In fact, he lost weight very quickly: several pounds a week. He still had two weeks to spare when his weight loss hit ten pounds. He repeated the winning weigh-in with me as a witness, and was ceremoniously awarded his prize. It was spent on the wished-for items within hours.

The aftermath
I was hoping that he might develop some good habits in the course of his weight loss experiment, but that was based on the idea that he would adopt a healthy regimen over the whole eight weeks, not on the idea that he would lose almost all the weight in a self-disciplined rush in the middle. He had gotten down three weeks of good habits, but for complex behaviors, three weeks is rarely long enough for a habit to form (see “How Long Does It Take to Form a Habit?“).

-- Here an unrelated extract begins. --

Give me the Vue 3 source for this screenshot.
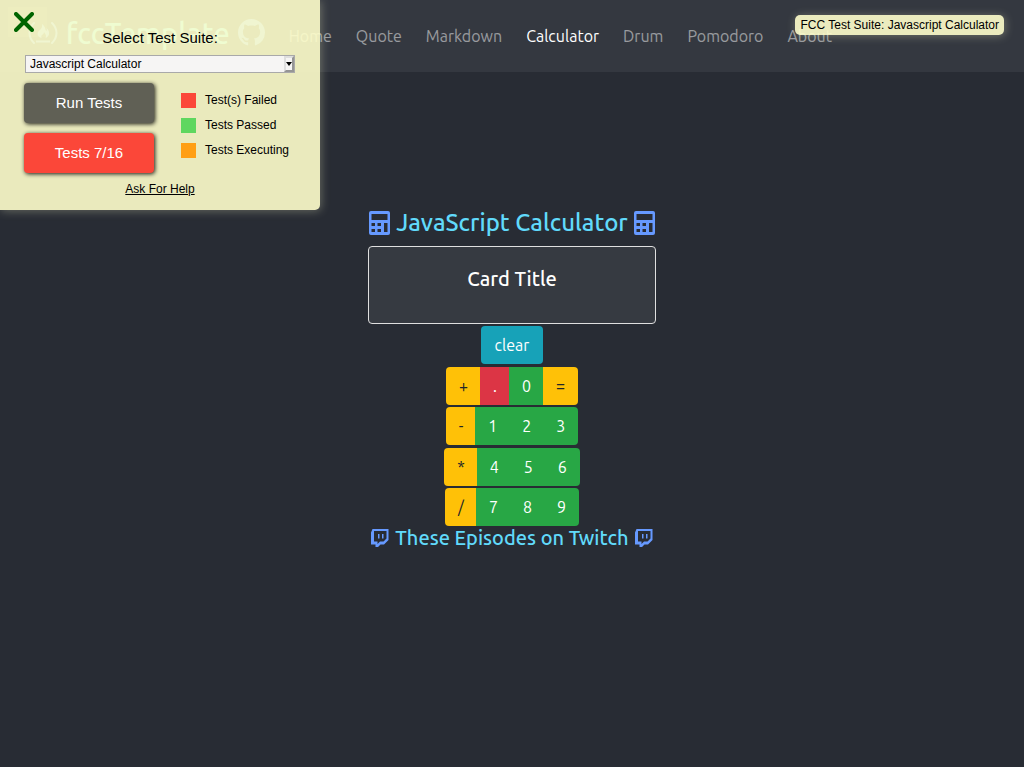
<script setup>
import { ref } from 'vue'

const links = ['Home', 'Quote', 'Markdown', 'Calculator', 'Drum', 'Pomodoro', 'About']
const active = ref('Calculator')
const suite = ref('Javascript Calculator')
const rows = [
  ['+', '.', '0', '='],
  ['-', '1', '2', '3'],
  ['*', '4', '5', '6'],
  ['/', '7', '8', '9'],
]
const legend = [
  { kind: 'failed', text: 'Test(s) Failed' },
  { kind: 'passed', text: 'Tests Passed' },
  { kind: 'executing', text: 'Tests Executing' },
]
const kind = (key) => (key === '.' ? 'danger' : /\d/.test(key) ? 'success' : 'warning')
</script>

<template>
  <div class="page">
    <nav class="navbar">
      <a class="brand" href="#">
        <svg class="brand-camp" viewBox="0 0 30 24" aria-hidden="true">
          <path d="M6 2C0 8 0 16 6 22M24 2C30 8 30 16 24 22" fill="none" stroke="currentColor" stroke-width="2" stroke-linecap="round" />
          <path d="M14 3C18 6 17 9 18.500 10C19 9 19 8 18.500 7C23 11 21 16 17.500 17C19 14 17 13 16 11C16 14 12.500 13 13.500 17C8 15 9 11 12 9C14 7 14.500 5 14 3Z" fill="currentColor" />
          <path d="M8 20.500H22" stroke="currentColor" stroke-width="2" />
        </svg>
        <span>fccTemplate</span>
        <svg class="brand-github" viewBox="0 0 16 16" aria-hidden="true">
          <path fill="currentColor" d="M8 0C3.580 0 0 3.580 0 8c0 3.540 2.290 6.530 5.470 7.590.4.070.55-.17.55-.38 0-.19-.01-.82-.01-1.490-2.010.37-2.530-.49-2.690-.94-.09-.23-.48-.94-.82-1.130-.28-.15-.68-.52-.01-.53.63-.01 1.080.58 1.230.82.72 1.210 1.870.87 2.330.66.07-.52.28-.87.51-1.070-1.780-.2-3.640-.89-3.640-3.950 0-.87.31-1.590.82-2.150-.08-.2-.36-1.020.08-2.120 0 0 .67-.21 2.200.82.64-.18 1.320-.27 2-.27s1.360.09 2 .27c1.530-1.040 2.200-.82 2.200-.82.44 1.100.16 1.920.08 2.120.51.56.82 1.270.82 2.150 0 3.070-1.870 3.750-3.650 3.950.29.25.54.73.54 1.480 0 1.070-.01 1.930-.01 2.200 0 .21.15.46.55.38A8.010 8.010 0 0 0 16 8c0-4.420-3.580-8-8-8z" />
        </svg>
      </a>
      <a v-for="link in links" :key="link" href="#" class="nav-link" :class="{ active: link === active }" @click.prevent="active = link">{{ link }}</a>
    </nav>

    <main class="content">
      <h1 class="title">
        <svg class="calc-icon" viewBox="0 0 21 24" aria-hidden="true"><use href="#calc" /></svg>
        <span>JavaScript Calculator</span>
        <svg class="calc-icon" viewBox="0 0 21 24" aria-hidden="true"><use href="#calc" /></svg>
      </h1>
      <section class="card"><h2>Card Title</h2></section>
      <div class="keypad">
        <button type="button" class="key info">clear</button>
        <div v-for="(row, i) in rows" :key="i" class="key-row">
          <button v-for="key in row" :key="key" type="button" class="key" :class="kind(key)">{{ key }}</button>
        </div>
      </div>
      <h3 class="episodes">
        <svg class="twitch-icon" viewBox="0 0 18 18" aria-hidden="true"><use href="#twitch" /></svg>
        <a href="#">These Episodes on Twitch</a>
        <svg class="twitch-icon" viewBox="0 0 18 18" aria-hidden="true"><use href="#twitch" /></svg>
      </h3>
    </main>

    <svg class="symbols" aria-hidden="true">
      <symbol id="calc" viewBox="0 0 21 24">
        <path fill="currentColor" fill-rule="evenodd" d="M2 0H19Q21 0 21 2V22Q21 24 19 24H2Q0 24 0 22V2Q0 0 2 0ZM2.500 3V9H18.500V3ZM2.500 12V15H6V12ZM8.500 12V15H12V12ZM15 12V21H18.500V12ZM2.500 18V21H6V18ZM8.500 18V21H12V18Z" />
      </symbol>
      <symbol id="twitch" viewBox="0 0 18 18">
        <path fill="currentColor" fill-rule="evenodd" d="M1.500 0H17.500V11L13 15.500H9.500L7 18H4.500V15.500H0V3.500ZM3 2V12.500H6.500V15L9 12.500H12.500L15.500 9.500V2ZM7 5H8.500V9.500H7ZM11 5H12.500V9.500H11Z" />
      </symbol>
    </svg>

    <aside class="panel">
      <button type="button" class="close" aria-label="Close">
        <svg viewBox="0 0 20 20" aria-hidden="true"><path d="M2 2L18 18M18 2L2 18" stroke="currentColor" stroke-width="4" stroke-linecap="round" /></svg>
      </button>
      <label class="suite-label" for="suite">Select Test Suite:</label>
      <div class="select-wrap">
        <select id="suite" v-model="suite"><option>Javascript Calculator</option></select>
        <span class="select-arrow"></span>
      </div>
      <div class="panel-body">
        <div class="actions">
          <button type="button" class="action run">Run Tests</button>
          <button type="button" class="action result">Tests 7/16</button>
        </div>
        <ul class="legend">
          <li v-for="item in legend" :key="item.kind"><span class="swatch" :class="item.kind"></span>{{ item.text }}</li>
        </ul>
      </div>
      <a class="help" href="#">Ask For Help</a>
    </aside>
    <div class="suite-badge">FCC Test Suite: Javascript Calculator</div>
  </div>
</template>

<style>
body {
  margin: 0;
  background: #282c34;
}
</style>

<style scoped>
* {
  box-sizing: border-box;
}
.page {
  position: relative;
  min-height: 100vh;
  background: #282c34;
  color: #fff;
  font-family: Ubuntu, "Noto Sans", sans-serif;
  font-size: 16px;
  line-height: 24px;
}
.navbar {
  display: flex;
  align-items: center;
  gap: 24px;
  height: 72px;
  padding: 0 28px;
  background: #343840;
}
.brand {
  display: flex;
  align-items: center;
  gap: 8px;
  color: #61dafb;
  font-size: 29px;
  font-weight: 500;
  text-decoration: none;
}
.brand svg {
  color: #6699ff;
}
.brand-camp {
  width: 30px;
  height: 24px;
}
.brand-github {
  width: 27px;
  height: 27px;
  margin-bottom: 8px;
}
.brand span,
.brand-camp {
  margin-bottom: 6px;
}
.nav-link {
  color: rgba(255, 255, 255, 0.5);
  text-decoration: none;
}
.nav-link.active {
  color: #fff;
}
.content {
  display: flex;
  flex-direction: column;
  align-items: center;
  padding-top: 136px;
}
.title,
.episodes {
  display: flex;
  align-items: center;
  gap: 6px;
  margin: 0;
  color: #61dafb;
  font-weight: 500;
}
.title {
  height: 30px;
  margin-bottom: 8px;
  font-size: 24px;
}
.episodes {
  font-size: 20px;
}
.episodes a {
  color: inherit;
  text-decoration: none;
}
.calc-icon {
  width: 21px;
  height: 24px;
  color: #6699ff;
}
.twitch-icon {
  width: 18px;
  height: 18px;
  color: #6699ff;
}
.symbols {
  display: none;
}
.card {
  width: 288px;
  margin-bottom: 2px;
  padding: 20px 20px 32px;
  border: 1px solid #dfdfdf;
  border-radius: 4px;
  background: #363a41;
  text-align: center;
}
.card h2 {
  margin: 0;
  font-size: 20px;
  font-weight: 500;
  line-height: 24px;
}
.keypad {
  display: flex;
  flex-direction: column;
  align-items: center;
  justify-content: space-between;
  min-height: 200px;
}
.key-row {
  display: flex;
  border-radius: 4px;
  overflow: hidden;
}
.key {
  height: 38px;
  padding: 0 13px;
  border: 0;
  color: #fff;
  font: inherit;
}
.key + .key {
  margin-left: -1px;
}
.info {
  padding: 0 14px;
  border-radius: 4px;
  background: #17a2b8;
}
.danger {
  background: #dc3545;
}
.success {
  background: #28a745;
}
.warning {
  background: #ffc107;
  color: #212529;
}
.panel {
  position: absolute;
  top: 0;
  left: 0;
  width: 320px;
  height: 210px;
  padding: 29px 24px 0;
  border-radius: 0 0 5px 0;
  background: rgba(255, 255, 204, 0.9);
  box-shadow: 1px 1px 10px rgba(255, 255, 204, 0.3);
  color: #000;
  font-family: "Liberation Sans", Arial, sans-serif;
  font-size: 12px;
  line-height: 14px;
  text-align: center;
}
.close {
  position: absolute;
  top: 7px;
  left: 8px;
  width: 39px;
  height: 30px;
  padding: 0 6px;
  border: 0;
  background: rgba(255, 255, 204, 0.1);
  color: #006400;
  text-align: left;
}
.close svg {
  display: block;
  width: 20px;
  height: 20px;
}
.suite-label {
  display: block;
  margin-bottom: 8px;
  font-size: 15px;
  line-height: 18px;
}
.select-wrap {
  position: relative;
  width: 270px;
  height: 18px;
  margin-left: 1px;
}
select {
  display: block;
  width: 100%;
  height: 100%;
  padding: 0 4px;
  border: 1px solid #a9a9a9;
  border-radius: 0;
  background: #f6f5f4;
  color: #000;
  font: inherit;
  appearance: none;
}
.select-arrow {
  position: absolute;
  top: 1px;
  right: 1px;
  display: grid;
  place-items: center;
  width: 10px;
  height: 16px;
  border: 2px solid;
  border-color: #dedede #959595 #959595 #dedede;
  background: #f6f5f4;
  pointer-events: none;
}
.select-arrow::before {
  content: "";
  border: 3px solid transparent;
  border-top: 4px solid #000;
  border-bottom: 0;
}
.panel-body {
  display: flex;
  gap: 27px;
  margin-top: 10px;
}
.actions {
  display: grid;
  gap: 10px;
  width: 130px;
}
.action {
  height: 40px;
  padding: 0;
  border: 0;
  border-radius: 4px;
  box-shadow: 1px 1px 4px rgba(0, 0, 0, 0.9);
  color: #fff;
  font: inherit;
  font-size: 15px;
}
.run {
  background: #606055;
}
.result {
  background: #fb4739;
}
.legend {
  display: grid;
  gap: 10px;
  align-content: start;
  margin: 0;
  padding: 10px 0 0;
  list-style: none;
}
.legend li {
  display: flex;
  gap: 9px;
  height: 15px;
}
.swatch {
  width: 15px;
  height: 15px;
}
.failed {
  background: #fb4739;
}
.passed {
  background: #5fd75f;
}
.executing {
  background: #ff9f14;
}
.help {
  display: inline-block;
  margin-top: 9px;
  color: #000;
}
.suite-badge {
  position: absolute;
  top: 15px;
  right: 20px;
  padding: 3px 5px;
  border-radius: 5px;
  background: rgba(255, 255, 204, 0.9);
  box-shadow: 1px 1px 10px rgba(255, 255, 204, 0.3);
  color: #000;
  font-family: "Liberation Sans", Arial, sans-serif;
  font-size: 12px;
  line-height: 14px;
}
</style>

So it wasn’t surprising, though it was disappointing, to see my son go back pretty much to his old habits of eating (although he’s a little more restrained about things like juice and desserts these days). It’s encouraging, though, that he is still doing fairly regular exercise. It appears that his short flirtation with weight loss may have gotten him over some reservations about exercise, which matches my experience: once you start doing it regularly, especially if you can find a mode that’s pleasurable for you, you no longer work so hard to avoid it.

So, was it a good idea?
In the end, I’m going to call this one a limited success. It certainly isn’t an ideal approach, since it didn’t do much of anything to change his internal attitudes or supply him with a long-burning passion for fitness (something that’s very difficult to even do for ourselves, let alone other people). It also didn’t turn out to get him doing healthy things long enough for them to become habits.

However, there’s no denying that the bet enabled him to lose 10 pounds on his own, and it certainly taught him some things about his ability to motivate himself when there are stakes that matter to him, about exercise, and about healthy living. If sooner or later he comes to feel that he really wants to commit to a healthier lifestyle, he’ll know how, and he’ll have confidence he can do it again on his own.